What is not disputed is that four of the Freshwater Five were on a fishing boat called the Galwad-Y-Mor, which set off from the Isle of Wight on 29th May 2010. The boat belonged to one of the members, Jamie Green, the skipper, and was crewed by Daniel Payne, Scott Birtwistle, and Zoran Dresic. Payne and Birtwistle were regular crew. Dresic, however, was a foreign national from Montenegro who arrived in the UK on 27th May 2010. He had travelled from Brussels using a false passport in the name of Veljko Protic, and it was the Crown’s case that his role had been to travel on board of the Galwad in order to oversee the safe collection and delivery of the cocaine. Dresic has always maintained, however, that he was simply looking for work to support his family.
Jonathan Beere, meanwhile, was said to have acted in liaison between Green and the men organising the importation. He collected Dresic at the ferry terminal in Southsea and took him to the Isle of Wight to meet with Green. Green had purchased a “burner phone” from a shop on the island using a false name and had given it to Dresic. It was alleged that Dresic used the phone to contact Beere during the fishing trip to pass on messages about the smuggling operation. The defence argued in the trial, however, that Dresic used the phone to communicate that he was suffering from extreme sea-sickness and needed to be removed from the Galwad. Defence experts put forward that it is common for illegal migrants to use “burner phones” with false names in order to avoid deportation.
During the trial, the Crown alleged that the Galwad manoeuvered in the wake of the Brazillian container, the MSC Oriane, in order to collect the cocaine during the early hours of 30th May 2010. Following the alleged collection, the Galwad remained at sea until the afternoon, when it made its way to Freshwater Bay, to the north-west of the Isle of Wight, and remained in plain sight for several hours by the popular nature spot. ,
When the Galwad docked at Yarmouth later that evening, three of the four Galwad crew were arrested and the Galwad was searched, but no trace of the cocaine was found. The MSC Oriane, meanwhile, was searched on 4 June 2010. Police examined the bridge log of the Oriane and spoke to the crew, and no evidence was found to show that drugs had been on that vessel either.

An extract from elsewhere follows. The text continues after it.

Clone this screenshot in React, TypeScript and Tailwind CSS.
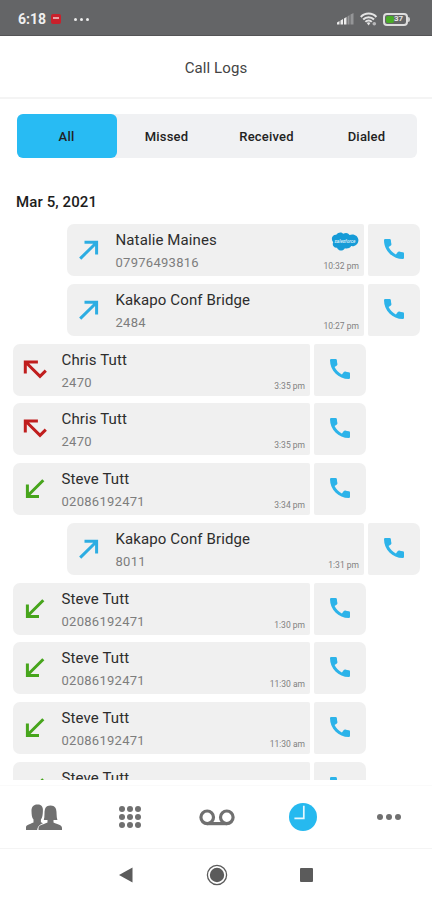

On 31st May 2010, however, cocaine did appear: in 11 holdalls which were strung along a rope that had been found entangled with a bouy in Freshwater Bay by another local fishing boat. The prosecution argued that the holdalls matched the descriptions of Hampshire police officers DC Jean and DC Dunne, who had watched the Galwad’s progress in Freshwater Bay from a nearby cliff the day before. As the afternoon progressed, these officers radioed in an entry: ‘SU116 (the Galwad’s ID number) is moving westbound, six to seven items overboard at intervals’. (as reported in the Guardian). The trial judge, however, suggested to the jury that the fact that these observations had been radioed in, but that law enforcement had failed to react in any way at the time, was ‘extraordinary’.
These officers had their ability to give proper evidence questioned in another, unconnected appeal in 2015. Alexander McGuffie had his conviction quashed on the basis of the unreliability of their evidence, with the Court of Appeal noting that there was “sustainable basis for a court to conclude that a SOCA officer had taken steps to persuade those two local officers to give false observations that linked the fishing boat to the holdalls that were later discovered”.
The appeal
The Court of Appeal will spend this week looking at radar data from another ship – the HMCC Vigilant, a United Kingdom Border Agency cutter that was following and observing the Oriane at the time when the drugs were supposed to have been deposited. As the radar data should have been disclosed before trial but only came to light in November 2018 – ‘this will be the first time a court has had an opportunity to consider the new radar data,’ notes Emily Bolton, ‘and it undermines the prosecution case on several fronts.’
Bolton argues that the newly disclosed radar shows that the Galwad never got sufficiently close enough to the path travelled by the Oriane to permit the transfer of drugs. In fact, logs from the Vigilant show that at the time the Galwad was discounted as the drugs receiving vessel for that very reason. Interestingly, the evidence shows that in fact another small vessel travelled to Freshwaster bay after the Galwad had sailed back to Yarmouth. This was never discussed at trial.
‘Had the jury been told about this evidence it is highly unlikely these men, who have always protested their innocence, would have been convicted,’ says Bolton. Joel Bennathan QC and Annabel Timan, in their court submissions, meanwhile, described the failure to analyse or disclose the radar data as a “major failing”.